By: Elaine Pease
Publisher: Filter Press
Publication Date: November 2010
Reviewed by: Ellen Feld
Review Date: February 2011
Indian lore, a dangerous journey, a brave young Indian, a plucky girl who will risk all to help her friend, a great mystery and a ghost story await the young reader who opens the pages of Elaine Pease’s debut novel, Ghost Over Boulder Creek.
Run Through Fire is a twelve-year-old Cheyenne brave who has seen a lot in his twelve winters. The child of a Cheyenne mother, Smiling Moon, and a white father, William Tull, the boy considers himself a Cheyenne and lives among his mother’s people in Oklahoma. His father used to visit as much as he could while working as a ranch hand in far away Colorado until the day he was taken away by white men who accused him of being a horse thief. Run Through Fire never saw his father again, although he hoped to one day travel to Colorado to learn his fate.
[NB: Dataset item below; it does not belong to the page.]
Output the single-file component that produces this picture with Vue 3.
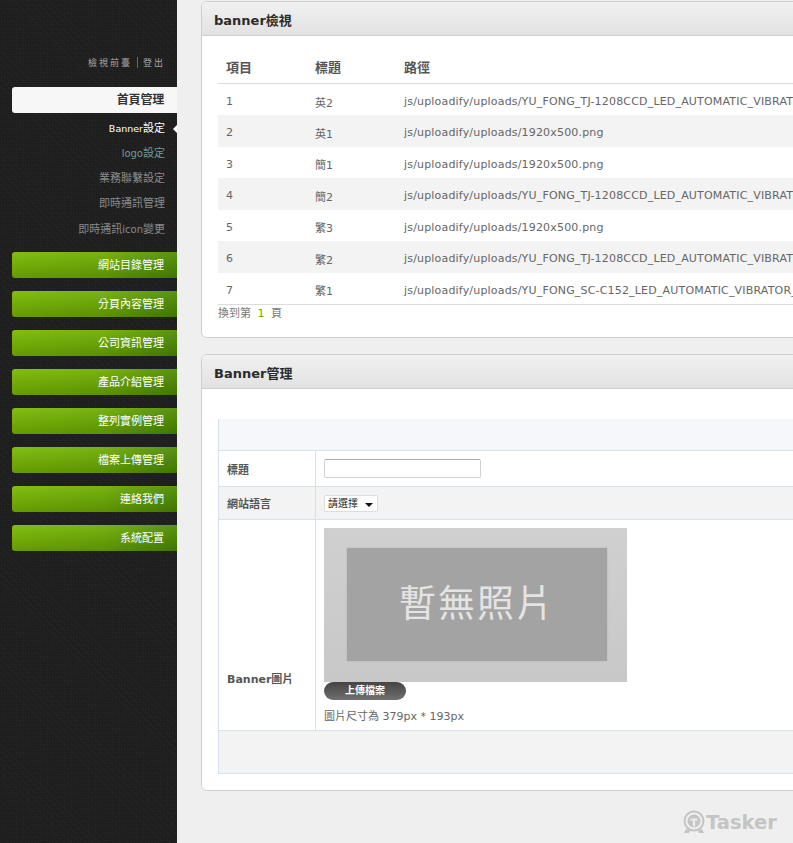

While making camp along the Washita River, Run Through Fire’s people are attacked by the soldiers of the U.S. 7th Calvary. Most of the braves are killed and the women and children taken prisoner. Run Through Fire is brought, with his mother, to the 7th Calvary’s camp. It is here that General Custer sees the boy and decides that, given his light brown hair and blue eyes, he must be a white child who was captured many years ago. The boy is separated from his mother and soon finds himself traveling with Buffalo Bill to Fort Lyon in Colorado to find William Tull.
The journey to Colorado is fraught with danger. Young Run Through Fire must use his wits and training as an Indian brave to survive dangers that include frozen rivers and attacking Indians. Along the way, he decides it might be to his advantage to take on the guise of his white relatives and so he begins to dress as a white boy and call himself Billy Tull.
While Billy’s capture and subsequent journey to Colorado comprise about half of the story, the book takes an interesting turn when the young Indian arrives in Boulder. It is here that he meets his soon-to-be-best friend Rebecca Conner. It is also where the mystery really takes hold and best of all, where Billy meets the ghost. Without giving away the ending, the adventures Billy has with Rebecca are some of the best action scenes in the book and the story really takes a surprising turn that I suspect few readers will see coming.
Ghost Over Boulder Creek deals with some important issues, namely the mistreatment of Native Americans by the ever-increasing populations of white men. Through Run Through Fire’s eyes, the reader will experience the joy and frustration of a buffalo hunt, and then see how soldiers, having no respect for the land or animals, slaughter them by the thousands. The conversations that Run Through Fire and Buffalo Bill have are quite interesting, particularly because young readers will be able to see how two people, born of different worlds, interpret the same events. Run Through Fire at first hates this famous cowboy who has been charged with his protection but after several talks, as they make their way through snow-laden fields, the relationship slowly evolves and both man and boy grow in their understanding of the other.
Billy and Rebecca are the other highlight of this book. They are an unlikely pair, a lost Indian boy and a plucky girl with a fairly stable home life, living with her father and attending school. But the duo works well and young readers should really enjoy helping the two solve the great mystery behind Billy’s father and the ghost. Is there really a ghost?
While readers will pick up this book to read the ghost story, for parents, the enticing aspect is that it is, in essence, a history lesson cleverly disguised as a wonderful adventure story. The author introduces many historical figures, from General Custer to Chief Black Kettle, along with actual events such as the Washita River Massacre that happened during the time of Billy’s travels.
Quill says: Mystery, intrigue and a great ghost story make Ghost over Boulder Creek a book young historical fiction fans should check out!
Ghost Over Boulder Creek is the recipient of a CIPA EVVY Award for Juvenile Fiction. Congratulations Elaine!